By Deborah Gertz Husar
Staff Writer | 217-221-3379 |
QUINCY — Everybody needs a buddy, and finding one can be as simple as sitting on a bench.

Five Buddy Benches, delivered Thursday to Quincy Public Schools and destined for the five new K-5 buildings, will encourage inclusion and diversity at the elementary level – thanks to some help from Quincy High School students.

Students in Karissa Ham’s anatomy and physiology classes collected 400,000 bottle caps to recycle into the blue benches designed to promote friendship and curb loneliness on the playground.
When a child feels lonely or left out, or needs a friend to play with, he or she can sit on the bench. When other students see someone sitting on the bench, the idea is they will come and say do you want to talk or want to play.

“Every kid should be loved no matter who they are,” said QHS senior Jaeden Smith, who helped collect, clean and count the caps. “Having the benches can be very helpful. They can make new friendships to last a lifetime.”

Ham said the project started as a way to provide a prosthetic limb for a young boy. After collecting the caps, the boy no longer needed them, “so we wanted to do something for the community,” she said. “We came up with the idea of Buddy Benches, a big thing now in lots of school districts, but Quincy didn’t have them.”
Along with collecting the caps, the students had to raise about $700 to provide the benches. A GoFund-Me campaign brought in $240, and the Quincy Exchange Club covered the rest. McNay Trucking partnered with the project to deliver the caps to Indiana and pick up the benches.

Dennis Koch, a member of the Quincy Exchange Club and Region 3 vice president for the national organization, said the club looks forward to working with other schools on similar projects. “They did all the heavy lifting, collecting all the caps. We had the easy part. We wrote a check,” he said. “It’s a credit to the high school kids.

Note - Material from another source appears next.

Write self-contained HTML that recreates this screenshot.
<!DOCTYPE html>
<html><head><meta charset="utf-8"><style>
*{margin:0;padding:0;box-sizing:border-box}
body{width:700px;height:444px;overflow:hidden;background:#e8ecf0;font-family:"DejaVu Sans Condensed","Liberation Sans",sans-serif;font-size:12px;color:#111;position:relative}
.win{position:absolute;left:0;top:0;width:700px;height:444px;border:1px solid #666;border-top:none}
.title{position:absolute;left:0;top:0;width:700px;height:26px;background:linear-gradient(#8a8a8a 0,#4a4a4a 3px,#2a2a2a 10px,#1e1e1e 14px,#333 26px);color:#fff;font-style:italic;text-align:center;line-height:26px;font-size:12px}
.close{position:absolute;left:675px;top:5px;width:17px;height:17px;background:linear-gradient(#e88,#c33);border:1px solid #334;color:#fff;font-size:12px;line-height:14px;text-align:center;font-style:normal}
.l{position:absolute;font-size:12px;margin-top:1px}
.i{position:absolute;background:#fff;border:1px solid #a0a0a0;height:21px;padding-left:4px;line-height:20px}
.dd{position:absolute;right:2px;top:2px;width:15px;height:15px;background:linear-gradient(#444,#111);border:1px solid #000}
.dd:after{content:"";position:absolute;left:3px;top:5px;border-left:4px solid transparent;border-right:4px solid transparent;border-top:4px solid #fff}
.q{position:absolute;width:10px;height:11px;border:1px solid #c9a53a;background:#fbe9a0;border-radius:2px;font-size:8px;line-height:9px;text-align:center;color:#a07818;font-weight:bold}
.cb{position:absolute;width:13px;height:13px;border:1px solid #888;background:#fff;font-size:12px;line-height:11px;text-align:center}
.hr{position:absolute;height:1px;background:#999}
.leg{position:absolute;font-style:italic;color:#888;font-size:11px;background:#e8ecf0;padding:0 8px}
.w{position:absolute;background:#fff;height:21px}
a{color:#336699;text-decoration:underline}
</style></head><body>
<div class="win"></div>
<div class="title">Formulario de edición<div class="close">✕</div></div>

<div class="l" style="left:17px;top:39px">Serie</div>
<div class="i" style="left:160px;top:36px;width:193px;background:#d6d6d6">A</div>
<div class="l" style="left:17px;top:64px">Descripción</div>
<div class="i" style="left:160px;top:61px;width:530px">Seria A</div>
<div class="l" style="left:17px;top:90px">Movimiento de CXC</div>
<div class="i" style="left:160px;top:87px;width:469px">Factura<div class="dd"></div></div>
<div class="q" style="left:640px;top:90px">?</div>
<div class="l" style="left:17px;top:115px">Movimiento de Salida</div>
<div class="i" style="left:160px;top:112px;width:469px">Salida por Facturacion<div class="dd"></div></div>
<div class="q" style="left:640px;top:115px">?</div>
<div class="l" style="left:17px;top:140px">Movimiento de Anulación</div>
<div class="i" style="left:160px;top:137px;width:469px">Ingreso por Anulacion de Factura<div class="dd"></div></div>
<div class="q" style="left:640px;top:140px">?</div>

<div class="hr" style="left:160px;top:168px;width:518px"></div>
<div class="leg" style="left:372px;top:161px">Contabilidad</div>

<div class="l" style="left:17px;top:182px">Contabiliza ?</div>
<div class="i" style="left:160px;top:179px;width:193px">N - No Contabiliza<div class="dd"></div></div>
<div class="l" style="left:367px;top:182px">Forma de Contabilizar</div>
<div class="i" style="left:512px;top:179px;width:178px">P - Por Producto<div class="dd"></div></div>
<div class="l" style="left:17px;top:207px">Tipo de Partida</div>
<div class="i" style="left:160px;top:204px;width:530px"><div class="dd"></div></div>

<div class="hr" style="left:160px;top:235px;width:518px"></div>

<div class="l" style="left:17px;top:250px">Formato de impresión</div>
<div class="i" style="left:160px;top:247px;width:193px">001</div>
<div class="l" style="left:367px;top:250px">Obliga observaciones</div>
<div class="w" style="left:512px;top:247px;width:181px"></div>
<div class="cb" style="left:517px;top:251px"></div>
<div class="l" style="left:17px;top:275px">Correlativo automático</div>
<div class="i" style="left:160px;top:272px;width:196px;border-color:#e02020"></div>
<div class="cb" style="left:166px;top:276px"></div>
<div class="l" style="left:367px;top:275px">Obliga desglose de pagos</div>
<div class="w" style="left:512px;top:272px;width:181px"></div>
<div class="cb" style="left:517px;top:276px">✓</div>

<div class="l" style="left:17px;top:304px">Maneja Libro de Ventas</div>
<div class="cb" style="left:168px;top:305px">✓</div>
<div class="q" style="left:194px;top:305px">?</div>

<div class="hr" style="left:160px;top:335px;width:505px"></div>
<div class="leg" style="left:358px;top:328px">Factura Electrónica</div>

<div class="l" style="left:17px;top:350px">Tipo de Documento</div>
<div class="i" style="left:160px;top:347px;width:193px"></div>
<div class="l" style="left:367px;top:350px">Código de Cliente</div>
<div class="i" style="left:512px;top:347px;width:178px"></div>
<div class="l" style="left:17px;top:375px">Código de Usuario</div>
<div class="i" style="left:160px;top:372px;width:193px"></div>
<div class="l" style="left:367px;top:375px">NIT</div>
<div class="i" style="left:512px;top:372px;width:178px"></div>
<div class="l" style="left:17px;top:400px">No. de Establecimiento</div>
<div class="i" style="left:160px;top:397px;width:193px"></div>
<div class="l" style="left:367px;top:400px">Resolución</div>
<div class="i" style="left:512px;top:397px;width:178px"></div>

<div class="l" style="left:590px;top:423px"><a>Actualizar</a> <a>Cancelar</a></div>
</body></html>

Collecting that many caps had to take a while, a lot of perseverance.”

Smith said students collected as many caps as they could and were pleased to get involved with the bench project. Ham said the project helps her students work for the greater good. “Something as small as picking up a bottle cap can have a big impact on what a child takes away from their time at school,” she said. “We hear too many stories about bullying and how it affects kids for the rest of their life. If we have a part in lessening that, making sure kids are not feeling that, that’s awesome.”